Kotaku claims that the studio, which has previously developed handheld ports of Tony Hawk’s Pro Skater and Guitar Hero, had hoped to release a port of this year’s CoD on Sony’s portable, but the “flawed” project was “moved to another studio” after Activision pulled the plug.

The game likely went on to become Call of Duty: Black Ops Declassified under Nihilistic Software.

The revelation makes sense, of course. Nihilistic claimed that Activision had started work on a Vita Call of Duty around October 2011, before Nihilistic was “brought in shortly thereafter”.

And choosing Nihilistic to pick up the game’s troubled development would have made sense for Activision and Sony. Nihilistic had prior experience of developing a first-person shooter for Vita: the studio developed this summer’s disappointing Resistance: Burning Skies.

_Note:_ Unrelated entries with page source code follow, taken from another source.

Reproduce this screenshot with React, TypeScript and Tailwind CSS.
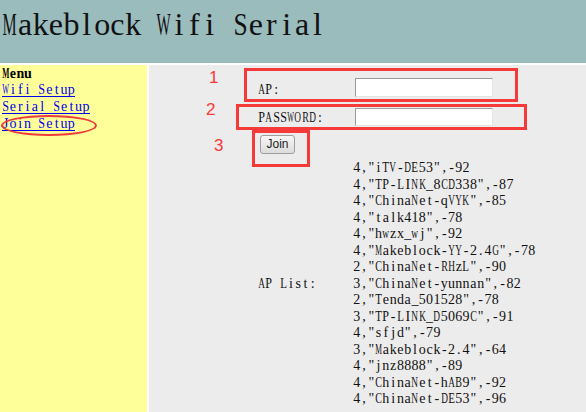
import React from "react";

const aps = [
  '4,"iTV-DE53",-92',
  '4,"TP-LINK_8CD338",-87',
  '4,"ChinaNet-qVYK",-85',
  '4,"talk418",-78',
  '4,"hwzx_wj",-92',
  '4,"Makeblock-YY-2.4G",-78',
  '2,"ChinaNet-RHzL",-90',
  '3,"ChinaNet-yunnan",-82',
  '2,"Tenda_501528",-78',
  '3,"TP-LINK_D5069C",-91',
  '4,"sfjd",-79',
  '3,"Makeblock-2.4",-64',
  '4,"jnz8888",-89',
  '4,"ChinaNet-hAB9",-92',
  '4,"ChinaNet-DE53",-96',
];

// approximate advance widths (em) of wide glyphs in Liberation Serif
const WIDE: Record<string, number> = {
  A: 0.722, B: 0.667, C: 0.667, D: 0.722, E: 0.611, F: 0.556, G: 0.722, H: 0.722,
  K: 0.722, L: 0.611, M: 0.889, N: 0.722, O: 0.722, P: 0.556, R: 0.667, S: 0.556,
  T: 0.611, U: 0.722, V: 0.722, W: 0.944, X: 0.722, Y: 0.722, Z: 0.611,
  m: 0.778, w: 0.722,
};

function Mono({ text, cell, fs, cellClass }: { text: string; cell: number; fs: number; cellClass: string }) {
  return (
    <>
      {Array.from(text).map((c, i) => {
        const wd = WIDE[c];
        const adv = wd ? wd * fs : 0;
        const s = wd ? Math.min(1, (cell * 0.92) / adv) : 1;
        const style: React.CSSProperties | undefined =
          s < 1
            ? {
                letterSpacing: `${(cell - adv).toFixed(2)}px`,
                transformOrigin: "left center",
                transform: `translateX(${((cell - adv * s) / 2).toFixed(2)}px) scaleX(${s.toFixed(3)})`,
              }
            : undefined;
        return (
          <span key={i} className={"inline-block text-center whitespace-pre " + cellClass} style={style}>
            {c}
          </span>
        );
      })}
    </>
  );
}

const B = ({ t }: { t: string }) => <Mono text={t} cell={7.3} fs={14} cellClass="w-[7.3px]" />;

export default function App() {
  return (
    <div className="relative w-[586px] h-[412px] overflow-hidden bg-white text-black font-['Liberation_Serif',serif]">
      {/* header */}
      <div className="h-[63px] bg-[#9bbcbd] border-b-2 border-white box-content">
        <h1 className="pl-[2px] pt-[6px] text-[32px] leading-[36px] font-normal text-[#111] flex">
          <Mono text="Makeblock Wifi Serial" cell={15.4} fs={32} cellClass="w-[15.4px]" />
        </h1>
      </div>
      <div className="flex h-[347px]">
        {/* sidebar */}
        <div className="w-[147px] bg-[#ffff99] border-r-2 border-white box-content text-[14px] leading-[17px]">
          <div className="font-bold pl-[2px] flex h-[17px]">
            <B t="Menu" />
          </div>
          <div className="pl-[2px] flex flex-col">
            <a href="#" className="flex w-fit h-[15px] leading-[15px] mb-[2px] text-[#0000ee] border-b border-[#0000ee]">
              <B t="Wifi Setup" />
            </a>
            <a href="#" className="flex w-fit h-[15px] leading-[15px] mb-[2px] text-[#0000ee] border-b border-[#0000ee]">
              <B t="Serial Setup" />
            </a>
            <a href="#" className="flex w-fit h-[15px] leading-[15px] mb-[2px] text-[#0000ee] border-b border-[#0000ee]">
              <B t="Join Setup" />
            </a>
          </div>
        </div>
        {/* main */}
        <div className="flex-1 bg-[#ececec] pl-[109px] pt-[13px] text-[14px] text-[#111]">
          <div className="flex items-center h-[19px]">
            <span className="w-[97px] flex pt-[3px]">
              <B t="AP:" />
            </span>
            <input className="w-[138px] h-[19px] bg-white border border-t-[#9a9a9a] border-l-[#9a9a9a] border-r-[#e4e4e4] border-b-[#e4e4e4] outline-none" />
          </div>
          <div className="flex items-center h-[18px] mt-[11px]">
            <span className="w-[97px] flex">
              <B t="PASSWORD:" />
            </span>
            <input
              type="password"
              className="w-[138px] h-[18px] bg-white border border-t-[#9a9a9a] border-l-[#9a9a9a] border-r-[#e4e4e4] border-b-[#e4e4e4] outline-none"
            />
          </div>
          <div className="mt-[7px] ml-[2px]">
            <button className="w-[35px] h-[19px] rounded-[3px] border border-[#9e9e9e] bg-gradient-to-b from-[#f6f6f6] to-[#dcdcdc] text-[12px] leading-none text-[#222] font-['Liberation_Sans',sans-serif]">
              Join
            </button>
          </div>
          <div className="flex items-center mt-[6px]">
            <span className="w-[95px] flex">
              <B t="AP List:" />
            </span>
            <div className="flex flex-col leading-[16.5px]">
              {aps.map((a) => (
                <span key={a} className="flex h-[16.5px]">
                  <B t={a} />
                </span>
              ))}
            </div>
          </div>
        </div>
      </div>

      {/* annotations */}
      <div className="absolute left-[244px] top-[68px] w-[274px] h-[34px] border-[3px] border-[#f63a3a]" />
      <div className="absolute left-[236px] top-[104px] w-[291px] h-[26px] border-[3px] border-[#f63a3a]" />
      <div className="absolute left-[252px] top-[130px] w-[58px] h-[37px] border-[3px] border-[#f63a3a]" />
      <div className="absolute left-[1px] top-[115px] w-[96px] h-[21px] rounded-[50%] border-2 border-[#ee3b3b]" />
      <span className="absolute left-[209px] top-[68px] text-[17px] leading-[20px] text-[#f63a3a] font-['Liberation_Sans',sans-serif]">1</span>
      <span className="absolute left-[206px] top-[100px] text-[17px] leading-[20px] text-[#f63a3a] font-['Liberation_Sans',sans-serif]">2</span>
      <span className="absolute left-[214px] top-[136px] text-[17px] leading-[20px] text-[#f63a3a] font-['Liberation_Sans',sans-serif]">3</span>
    </div>
  );
}
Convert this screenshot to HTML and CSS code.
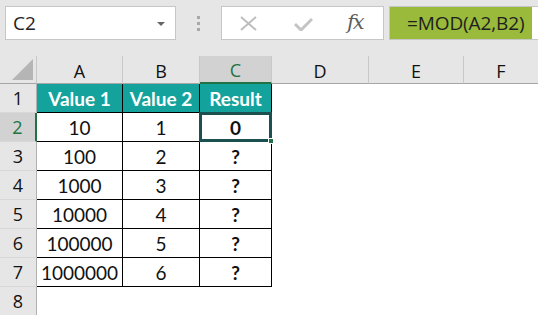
FILE: index.html
```html
<!DOCTYPE html>
<html>
<head>
<meta charset="utf-8">
<link rel="stylesheet" href="styles.css">
</head>
<body>
<div class="toolbar">
  <div class="namebox"><span class="nb-text">C2</span><span class="nb-arrow"></span></div>
  <div class="dots"><i></i><i></i><i></i></div>
  <div class="fbuttons">
    <svg class="ic-x" width="17" height="15" viewBox="0 0 17 15"><path d="M1 1 L16 14 M16 1 L1 14" stroke="#bdbdbd" stroke-width="2" fill="none"/></svg>
    <svg class="ic-check" width="19" height="14" viewBox="0 0 19 14"><path d="M1 7 L7 13 L18 2" stroke="#c4c4c4" stroke-width="3" fill="none"/></svg>
    <span class="fx">fx</span>
  </div>
  <div class="formula"><span class="ftext">=MOD(A2,B2)</span></div>
</div>
<div class="sheet">
  <div class="corner"><span class="tri"></span></div>
  <div class="ch">A</div>
  <div class="ch">B</div>
  <div class="ch sel">C</div>
  <div class="ch">D</div>
  <div class="ch">E</div>
  <div class="ch last">F</div>

  <div class="rh">1</div>
  <div class="c hd">Value 1</div>
  <div class="c hd">Value 2</div>
  <div class="c hd">Result</div>
  <div class="e"></div><div class="e"></div><div class="e"></div>

  <div class="rh sel">2</div>
  <div class="c">10</div>
  <div class="c">1</div>
  <div class="c b active">0<span class="handle"></span></div>
  <div class="e"></div><div class="e"></div><div class="e"></div>

  <div class="rh">3</div>
  <div class="c">100</div>
  <div class="c">2</div>
  <div class="c b">?</div>
  <div class="e"></div><div class="e"></div><div class="e"></div>

  <div class="rh">4</div>
  <div class="c">1000</div>
  <div class="c">3</div>
  <div class="c b">?</div>
  <div class="e"></div><div class="e"></div><div class="e"></div>

  <div class="rh">5</div>
  <div class="c">10000</div>
  <div class="c">4</div>
  <div class="c b">?</div>
  <div class="e"></div><div class="e"></div><div class="e"></div>

  <div class="rh">6</div>
  <div class="c">100000</div>
  <div class="c">5</div>
  <div class="c b">?</div>
  <div class="e"></div><div class="e"></div><div class="e"></div>

  <div class="rh">7</div>
  <div class="c">1000000</div>
  <div class="c">6</div>
  <div class="c b">?</div>
  <div class="e"></div><div class="e"></div><div class="e"></div>

  <div class="rh">8</div>
  <div class="e"></div><div class="e"></div><div class="e"></div>
  <div class="e"></div><div class="e"></div><div class="e"></div>
</div>
</body>
</html>
```
FILE: styles.css
```css
* { box-sizing: border-box; }
html, body { margin: 0; padding: 0; }
body {
  width: 538px;
  height: 315px;
  overflow: hidden;
  background: #fff;
  font-family: "Open Sans", "Noto Sans", sans-serif;
}
.toolbar {
  height: 56px;
  background: #e6e6e6;
  display: flex;
  align-items: flex-start;
  padding: 6px 0 0 5px;
}
.namebox {
  width: 171px;
  height: 34px;
  background: #fff;
  border: 1px solid #c6c6c6;
  display: flex;
  align-items: center;
  justify-content: space-between;
  padding: 0 10px 0 7px;
}
.nb-text { font-size: 19px; color: #222; }
.nb-arrow {
  width: 0; height: 0;
  border-left: 4px solid transparent;
  border-right: 4px solid transparent;
  border-top: 4px solid #666;
  margin-top: 1px;
}
.dots {
  width: 45px;
  height: 34px;
  display: flex;
  flex-direction: column;
  align-items: center;
  justify-content: center;
  gap: 3px;
}
.dots i { display: block; width: 3px; height: 3px; background: #a8a8a8; }
.fbuttons {
  width: 163px;
  height: 34px;
  background: #fff;
  border: 1px solid #c6c6c6;
  display: flex;
  align-items: center;
  padding-left: 18px;
}
.ic-x { margin-right: 37px; }
.ic-check { margin-right: 34px; margin-top: 1px; }
.fx {
  font-family: "DejaVu Serif", "Liberation Serif", serif;
  font-style: italic;
  font-size: 21px;
  color: #5f5f5f;
  margin-top: -2px;
  letter-spacing: -2px;
}
.formula {
  margin-left: 5px;
  flex: 1;
  height: 34px;
  background: #fff;
  border-top: 1px solid #c6c6c6;
  border-left: 1px solid #c6c6c6;
  border-bottom: 1px solid #c6c6c6;
  display: flex;
}
.ftext {
  width: 142px;
  background: #9aba3b;
  color: #1e1e1e;
  font-size: 19px;
  padding-left: 17px;
  line-height: 32px;
  white-space: nowrap;
  letter-spacing: -0.1px;
}
.sheet {
  display: grid;
  grid-template-columns: 37px 86px 77px 72px 97px 95px 74px;
  grid-template-rows: 28px repeat(8, 29px);
}
.corner {
  background: #e6e6e6;
  border-right: 1px solid #c8c8c8;
  border-bottom: 1px solid #a6a6a6;
  position: relative;
}
.tri {
  position: absolute;
  right: 3px;
  bottom: 3px;
  width: 0; height: 0;
  border-left: 21px solid transparent;
  border-bottom: 21px solid #b5b5b5;
}
.ch {
  background: #e6e6e6;
  border-right: 1px solid #c8c8c8;
  border-bottom: 1px solid #a6a6a6;
  display: flex;
  align-items: center;
  justify-content: center;
  font-size: 18px;
  color: #111;
  padding-top: 2px;
}
.ch.sel {
  background: #d2d2d2;
  color: #217346;
  border-bottom: 2px solid #217346;
}
.ch.last { border-right: none; }
.rh {
  background: #e6e6e6;
  border-right: 1px solid #b0b0b0;
  border-bottom: 1px solid #d8d8d8;
  display: flex;
  align-items: center;
  justify-content: center;
  font-size: 18px;
  color: #111;
}
.rh.sel {
  background: #d2d2d2;
  color: #217346;
  border-right: 2px solid #217346;
}
.c {
  border-right: 1px solid #000;
  border-bottom: 1px solid #000;
  display: flex;
  align-items: center;
  justify-content: center;
  font-family: Lato, "Open Sans", sans-serif;
  font-size: 19px;
  color: #111;
  padding-top: 1px;
}
.c.hd {
  background: #13a39c;
  color: #fff;
  font-weight: 700;
  border-bottom-color: #000;
  border-right-color: #000;
}
.c.b { font-weight: 700; }
.c.active {
  position: relative;
  border: 3px solid #1c4f50;
  margin: -1px 0 0 -1px;
  background: #fff;
}
.handle {
  position: absolute;
  right: -5px;
  bottom: -5px;
  width: 6px;
  height: 6px;
  background: #217346;
  border: 1px solid #fff;
}
.e { background: #fff; }
```
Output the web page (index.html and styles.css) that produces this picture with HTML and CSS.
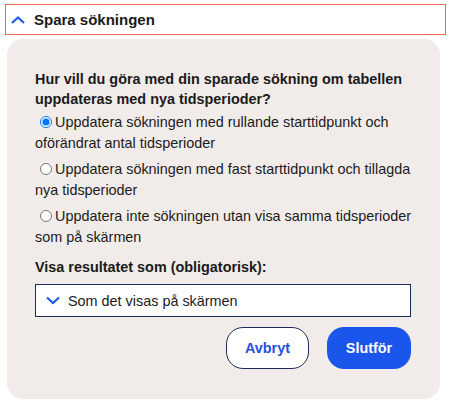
FILE: index.html
```html
<!DOCTYPE html>
<html lang="sv">
<head>
<meta charset="utf-8">
<title>Spara sökningen</title>
<link rel="stylesheet" href="styles.css">
</head>
<body>
<div class="wrap">
  <div class="acc-head">
    <svg class="chev-up" width="14" height="8" viewBox="0 0 14 8" aria-hidden="true"><path d="M1 7 L7 1.5 L13 7" fill="none" stroke="#1f5ae8" stroke-width="2.2"/></svg>
    <span class="acc-title">Spara sökningen</span>
  </div>
  <div class="panel">
    <p class="question">Hur vill du göra med din sparade sökning om tabellen uppdateras med nya tidsperioder?</p>
    <label class="opt"><input type="radio" name="upd" checked>Uppdatera sökningen med rullande starttidpunkt och oförändrat antal tidsperioder</label>
    <label class="opt"><input type="radio" name="upd">Uppdatera sökningen med fast starttidpunkt och tillagda nya tidsperioder</label>
    <label class="opt"><input type="radio" name="upd">Uppdatera inte sökningen utan visa samma tidsperioder som på skärmen</label>
    <p class="label">Visa resultatet som (obligatorisk):</p>
    <div class="select">
      <svg class="chev-down" width="14" height="9" viewBox="0 0 14 9" aria-hidden="true"><path d="M1 1.5 L7 7 L13 1.5" fill="none" stroke="#1f5ae8" stroke-width="2.2"/></svg>
      <span>Som det visas på skärmen</span>
    </div>
    <div class="actions">
      <button class="btn btn-sec">Avbryt</button>
      <button class="btn btn-pri">Slutför</button>
    </div>
  </div>
</div>
</body>
</html>
```
FILE: styles.css
```css
html, body {
  margin: 0;
  padding: 0;
  background: #ffffff;
}
body {
  font-family: "Liberation Sans", Arial, sans-serif;
  color: #1b1b1b;
}
.wrap {
  padding: 4px 6px 0 5px;
}
.acc-head {
  height: 29px;
  border: 1px solid #ef6b57;
  display: flex;
  align-items: center;
}
.chev-up {
  margin-left: 5px;
  margin-right: 9px;
}
.acc-title {
  font-size: 15px;
  font-weight: bold;
}
.panel {
  margin: 4px 6px 0 2px;
  background: #f1ece9;
  border-radius: 16px;
  padding: 30px 29px 30px 28px;
}
.question {
  margin: 0 0 3px 0;
  font-size: 14.4px;
  font-weight: bold;
  line-height: 20px;
}
.opt {
  display: block;
  font-size: 14.4px;
  line-height: 21px;
  margin-bottom: 5px;
}
.opt input {
  margin: 0 3px 0 5px;
  width: 12px;
  height: 12px;
  vertical-align: -1px;
  accent-color: #0075ff;
}
.label {
  margin: 9px 0 7px 0;
  font-size: 14.4px;
  font-weight: bold;
  line-height: 20px;
}
.select {
  height: 31px;
  border: 1px solid #1c2a5a;
  background: #ffffff;
  display: flex;
  align-items: center;
  font-size: 14.4px;
}
.chev-down {
  margin-left: 10px;
  margin-right: 8px;
}
.actions {
  display: flex;
  justify-content: flex-end;
  gap: 18px;
  margin-top: 10px;
}
.btn {
  height: 42px;
  border-radius: 17px;
  font-family: "Liberation Sans", Arial, sans-serif;
  font-size: 14.4px;
  font-weight: bold;
  cursor: pointer;
}
.btn-sec {
  width: 83px;
  background: #ffffff;
  border: 1px solid #1c2a5a;
  color: #2550e0;
}
.btn-pri {
  width: 84px;
  background: #1a56eb;
  border: none;
  color: #ffffff;
}
```
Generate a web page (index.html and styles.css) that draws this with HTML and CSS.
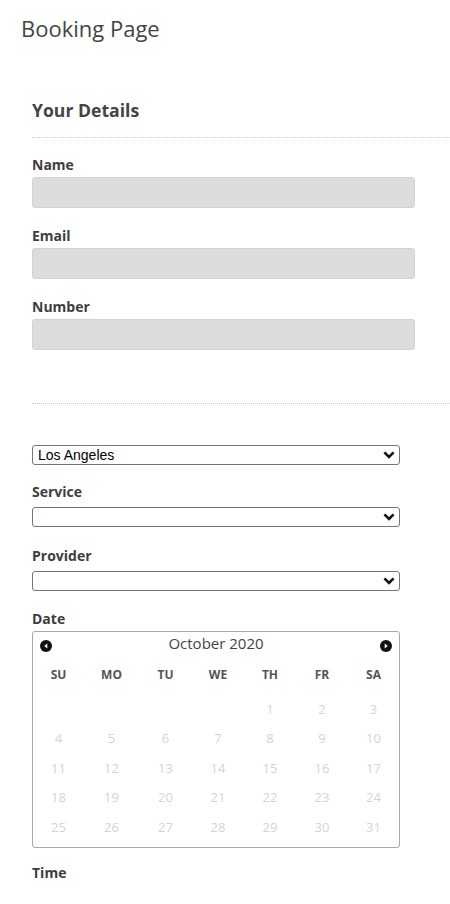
FILE: index.html
```html
<!DOCTYPE html>
<html lang="en">
<head>
<meta charset="utf-8">
<title>Booking Page</title>
<link rel="stylesheet" href="styles.css">
</head>
<body>
<h1 class="page-title">Booking Page</h1>
<main class="booking">
  <h2 class="section-title">Your Details</h2>
  <hr class="divider">
  <div class="field">
    <label class="label">Name</label>
    <div class="text-input"></div>
  </div>
  <div class="field">
    <label class="label">Email</label>
    <div class="text-input"></div>
  </div>
  <div class="field">
    <label class="label">Number</label>
    <div class="text-input"></div>
  </div>
  <hr class="divider divider-second">
  <div class="select select-location">
    <span class="select-value">Los Angeles</span>
    <svg class="chevron" width="12" height="8" viewBox="0 0 12 8"><path d="M1.4 1.4 L6 6 L10.6 1.4" fill="none" stroke="#111" stroke-width="2.6"/></svg>
  </div>
  <div class="select-field">
    <label class="label">Service</label>
    <div class="select">
      <span class="select-value"></span>
      <svg class="chevron" width="12" height="8" viewBox="0 0 12 8"><path d="M1.4 1.4 L6 6 L10.6 1.4" fill="none" stroke="#111" stroke-width="2.6"/></svg>
    </div>
  </div>
  <div class="select-field">
    <label class="label">Provider</label>
    <div class="select">
      <span class="select-value"></span>
      <svg class="chevron" width="12" height="8" viewBox="0 0 12 8"><path d="M1.4 1.4 L6 6 L10.6 1.4" fill="none" stroke="#111" stroke-width="2.6"/></svg>
    </div>
  </div>
  <div class="date-field">
    <label class="label label-date">Date</label>
    <div class="calendar">
      <div class="cal-header">
        <svg class="cal-nav" width="12" height="12" viewBox="0 0 12 12"><circle cx="6" cy="6" r="6" fill="#111"/><path d="M7.3 3.6 L4.2 6 L7.3 8.4 Z" fill="#fff"/></svg>
        <span class="cal-title">October 2020</span>
        <svg class="cal-nav" width="12" height="12" viewBox="0 0 12 12"><circle cx="6" cy="6" r="6" fill="#111"/><path d="M4.7 3.6 L7.8 6 L4.7 8.4 Z" fill="#fff"/></svg>
      </div>
      <div class="cal-weekdays">
        <span>SU</span><span>MO</span><span>TU</span><span>WE</span><span>TH</span><span>FR</span><span>SA</span>
      </div>
      <div class="cal-days">
        <span></span><span></span><span></span><span></span><span>1</span><span>2</span><span>3</span>
        <span>4</span><span>5</span><span>6</span><span>7</span><span>8</span><span>9</span><span>10</span>
        <span>11</span><span>12</span><span>13</span><span>14</span><span>15</span><span>16</span><span>17</span>
        <span>18</span><span>19</span><span>20</span><span>21</span><span>22</span><span>23</span><span>24</span>
        <span>25</span><span>26</span><span>27</span><span>28</span><span>29</span><span>30</span><span>31</span>
      </div>
    </div>
  </div>
  <label class="label label-time">Time</label>
</main>
</body>
</html>
```

FILE: styles.css
```css
* { box-sizing: border-box; }

html, body {
  margin: 0;
  padding: 0;
  background: #fff;
}

body {
  font-family: "Open Sans", "Noto Sans", sans-serif;
  color: #444;
  width: 450px;
  overflow: hidden;
}

.page-title {
  margin: 0;
  padding: 12.5px 0 0 21px;
  font-size: 22px;
  line-height: 30px;
  font-weight: 400;
  color: #444;
}

.booking {
  padding-left: 32px;
  padding-top: 55.5px;
}

.section-title {
  margin: 0;
  font-size: 17.6px;
  line-height: 24px;
  font-weight: 700;
  color: #444;
}

.divider {
  margin: 15px 0 0 0;
  border: 0;
  border-top: 1px dotted #c8c8c8;
  height: 0;
}

.field {
  margin-bottom: 18px;
}

.divider + .field {
  margin-top: 17px;
}

.label {
  display: block;
  font-size: 14px;
  line-height: 20px;
  font-weight: 700;
  color: #3d3d3d;
  margin-bottom: 2px;
}

.text-input {
  width: 383px;
  height: 31px;
  background: #dcdcdc;
  border: 1px solid #d2d2d2;
  border-radius: 3px;
}

.divider-second {
  margin-top: 53px;
}

.select {
  width: 368px;
  height: 20px;
  border: 1px solid #767676;
  border-radius: 3px;
  background: #fff;
  display: flex;
  align-items: center;
  justify-content: space-between;
  padding: 0 4px 0 5px;
  font-family: "Liberation Sans", Arial, sans-serif;
  font-size: 14px;
  color: #000;
}

.select-location {
  margin-top: 41px;
}

.select-value {
  line-height: 18px;
}

.chevron {
  display: block;
}

.select-field {
  margin-top: 17px;
}

.select-field + .select-field {
  margin-top: 19px;
}

.select-field .label {
  margin-bottom: 5px;
}

.date-field {
  margin-top: 17.5px;
}

.label-date {
  margin-bottom: 2.5px;
}

.calendar {
  width: 368px;
  border: 1px solid #a8a8a8;
  border-radius: 3px;
  padding-bottom: 5px;
}

.cal-header {
  display: flex;
  justify-content: space-between;
  align-items: flex-start;
  padding: 0 7px 0 7px;
  height: 28px;
}

.cal-title {
  font-size: 15px;
  line-height: 22px;
  color: #444;
}

.cal-nav {
  margin-top: 8px;
  display: block;
}

.cal-weekdays,
.cal-days {
  display: grid;
  grid-template-columns: 51px 55px 53px 52px 52px 52px 51px;
  text-align: center;
}

.cal-weekdays {
  font-size: 12px;
  line-height: 30px;
  font-weight: 700;
  color: #555;
  margin-bottom: 5px;
}

.cal-days {
  grid-auto-rows: 29.4px;
  font-size: 13px;
  line-height: 29.4px;
  color: #d4d4d4;
}

.label-time {
  margin-top: 15.5px;
}
```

It was also alleged that Nihilistic was only given “a four-five month development cycle” on Declassified – which, given the game’s incredibly short playtime, wouldn’t come as too much of a surprise.

The game’s confused development even appeared to bewilder Black Ops 2 developer Treyarch. Back in June, a spokesperson for the studio claimed that even he didn’t know who was developing the Vita game.

Nonetheless, Black Ops Declassified managed to hit its November deadline when it went on sale last month. Unlike its big-brother, however, the game hasn’t seemed to have performed that well at retail.

The game debuted at no. 16 in the UK Top 40 Charts on its opening week, before tumbling to 33 and 39 in the weeks that followed.